**Information supplied**
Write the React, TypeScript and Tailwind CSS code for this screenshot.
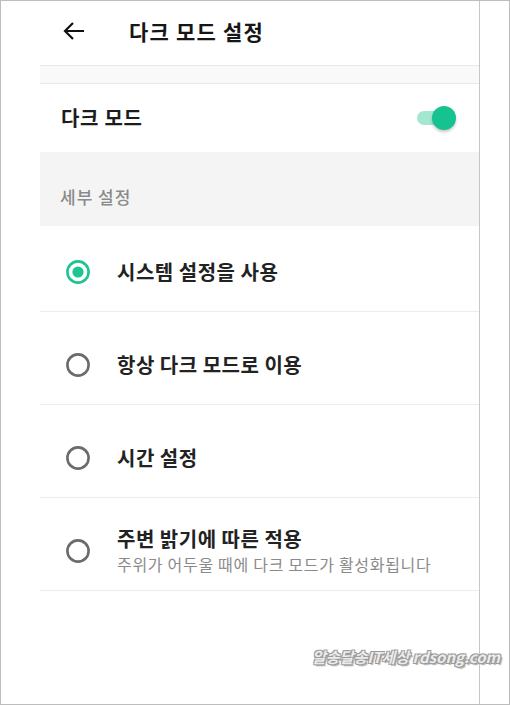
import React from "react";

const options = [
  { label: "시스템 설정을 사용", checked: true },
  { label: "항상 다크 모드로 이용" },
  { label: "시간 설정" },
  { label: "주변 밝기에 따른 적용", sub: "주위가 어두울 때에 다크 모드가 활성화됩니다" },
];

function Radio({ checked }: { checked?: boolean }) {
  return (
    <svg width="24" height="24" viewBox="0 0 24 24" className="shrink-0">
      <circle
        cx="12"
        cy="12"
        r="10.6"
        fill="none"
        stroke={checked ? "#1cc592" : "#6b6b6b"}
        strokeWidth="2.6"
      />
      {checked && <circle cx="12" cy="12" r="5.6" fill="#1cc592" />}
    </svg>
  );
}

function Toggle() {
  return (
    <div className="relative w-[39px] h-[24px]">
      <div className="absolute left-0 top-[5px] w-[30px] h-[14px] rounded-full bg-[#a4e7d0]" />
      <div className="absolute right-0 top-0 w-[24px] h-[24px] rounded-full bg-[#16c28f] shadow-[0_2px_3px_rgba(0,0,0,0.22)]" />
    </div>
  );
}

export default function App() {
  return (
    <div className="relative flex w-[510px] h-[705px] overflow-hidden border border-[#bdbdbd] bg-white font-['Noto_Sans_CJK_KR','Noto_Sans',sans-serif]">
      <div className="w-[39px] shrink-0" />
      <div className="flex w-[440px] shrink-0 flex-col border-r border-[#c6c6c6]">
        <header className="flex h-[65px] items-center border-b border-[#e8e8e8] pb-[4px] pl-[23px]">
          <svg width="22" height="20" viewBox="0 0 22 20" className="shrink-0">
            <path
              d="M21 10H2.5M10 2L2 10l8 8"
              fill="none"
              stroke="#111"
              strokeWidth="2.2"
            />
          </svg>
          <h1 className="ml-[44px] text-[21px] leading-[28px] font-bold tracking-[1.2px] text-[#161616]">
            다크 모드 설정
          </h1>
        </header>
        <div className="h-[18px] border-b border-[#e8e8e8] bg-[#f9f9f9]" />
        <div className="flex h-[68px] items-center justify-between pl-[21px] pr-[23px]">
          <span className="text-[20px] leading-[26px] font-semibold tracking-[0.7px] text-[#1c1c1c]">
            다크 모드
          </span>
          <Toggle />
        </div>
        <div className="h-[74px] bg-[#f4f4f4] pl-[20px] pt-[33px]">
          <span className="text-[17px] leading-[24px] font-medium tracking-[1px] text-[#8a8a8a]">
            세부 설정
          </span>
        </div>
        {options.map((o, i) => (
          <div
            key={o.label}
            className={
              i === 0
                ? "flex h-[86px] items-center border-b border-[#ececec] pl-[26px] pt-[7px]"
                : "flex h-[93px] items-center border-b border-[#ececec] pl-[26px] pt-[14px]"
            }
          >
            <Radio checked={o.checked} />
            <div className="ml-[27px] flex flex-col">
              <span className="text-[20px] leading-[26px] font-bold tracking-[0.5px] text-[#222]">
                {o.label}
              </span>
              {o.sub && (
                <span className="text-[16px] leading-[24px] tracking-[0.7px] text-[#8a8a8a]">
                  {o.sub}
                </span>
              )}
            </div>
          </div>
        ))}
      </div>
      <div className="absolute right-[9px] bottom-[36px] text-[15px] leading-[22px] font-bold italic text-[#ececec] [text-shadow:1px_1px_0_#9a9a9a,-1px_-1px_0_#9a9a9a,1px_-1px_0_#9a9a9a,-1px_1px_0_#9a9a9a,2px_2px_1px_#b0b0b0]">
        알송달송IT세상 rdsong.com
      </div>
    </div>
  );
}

**Goal**
In the listing above, count each line that holds the string "React". Give the number only.

**Output**
2